Predictive state representation (PSR) is a general representation of a POMDP that does not need to learn the underlying states. PSRs, instead, learn the probabilities of future observations. Due to the nature of PSR methods, which learn directly from observations rather than trying to find hidden underlying states, discovering and learning an accurate PSR of a POMDP environment is faster than trying to reconstruct the underlying MDP (Littman et al., 2002). A variety of algorithms have been proposed to improve the learning of PSRs such as transformed predictive state representations (TPSRs) (Rosencrantz et al., 2004) and compressed predictive state representations (CPSRs) (Hamilton et al., 2013). Some algorithms improve the learning method, often utilizing TPSRs and CPSRs (McCracken and Bowling, 2005; Yun-Long and Ren-Hou, 2009; Liu et al., 2016; Downey et al., 2017), while others allow the agent to learn in more complex domains, e.g., with continuous action or observation spaces (Wingate and Singh, 2007; Boots et al., 2013).
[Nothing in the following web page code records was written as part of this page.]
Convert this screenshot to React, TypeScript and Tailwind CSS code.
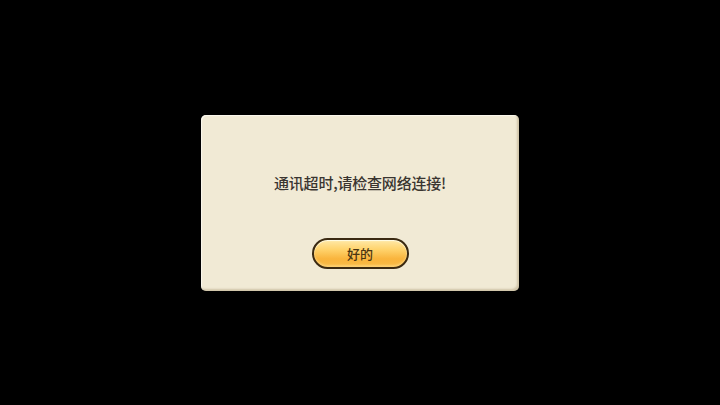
export default function App() {
  return (
    <div className="w-[720px] h-[405px] bg-black flex items-center justify-center" style={{ fontFamily: '"Noto Sans CJK SC", "Noto Sans", sans-serif' }}>
      <div className="w-[318px] h-[176px] rounded-[5px] bg-[#f1ead5] shadow-[inset_-2px_-2px_2px_rgba(150,130,90,0.35),inset_1px_1px_1px_rgba(255,255,250,0.7)] flex flex-col items-center">
        <div className="mt-[58px] text-[15px] leading-[20px] font-medium text-[#3a3530] tracking-[-0.2px]">通讯超时,请检查网络连接!</div>
        <button className="mt-[45px] w-[97px] h-[31px] rounded-full border-2 border-[#3b2a12] bg-[linear-gradient(to_bottom,#ffe9a8_0%,#ffd36c_35%,#f9b43c_70%,#f8bb48_100%)] shadow-[inset_0_1px_1px_rgba(255,255,240,0.9),inset_0_-2px_2px_rgba(255,220,140,0.6)] flex items-center justify-center">
          <span className="text-[13px] leading-none font-medium text-[#4a3512]">好的</span>
        </button>
      </div>
    </div>
  );
}
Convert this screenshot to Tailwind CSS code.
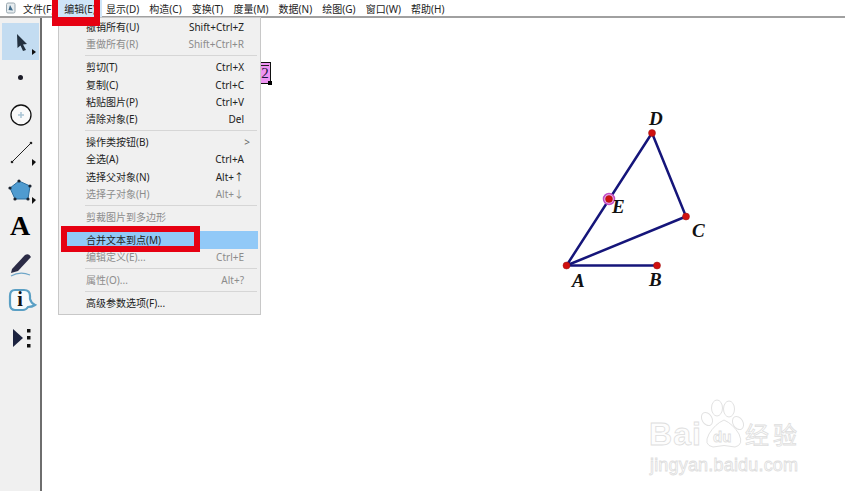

Other parametric models such as neural networks (Bishop, 1995) can also take a history of recent actions and observations as input, and be trained to predict the next observation. These approaches are less explainable, but have grown in popularity with the resurgence of neural networks, the use of deep and recurrent networks, and powerful hardware for training (Schmidhuber, 2015).

The approaches cited so far assume that the environment is stationary. Therefore, we can hypothesize that under dynamic conditions where the agent switches between environments over time, such approaches will either learn an average of the environments, or learn accurately the most recent environment while forgetting the previous ones. One example of dynamic conditions is an autonomous driving problem in which a vehicle encounters different environments, such as different driving rules or weather conditions. In theory, two or more POMDP models that alternate over time can be modeled as one single POMDP in which a non-observable state determines the sub-part of the model that generates the current data. However, this approach is likely to increase the complexity of the model significantly. Thus, a hierarchical approach in which different POMDP models are used to predict different environments may be more scalable.

Assume, e.g., a system in which a transition from a state A to B occurs consistently with probability 1, but after some time has passed, the environment dynamics change such that state A leads to C with probability 1. The challenge in learning this case with one single model is that rather than capturing the hidden state, the model could learn that the environment transitions from A to B or to C with a probability of 0.5 for each state. This is true on average, but inaccurate at any particular point in time. As a consequence, the result will be either a model with low accuracy, if a slow learning rate is used, or catastrophic forgetting if a faster learning rate is used.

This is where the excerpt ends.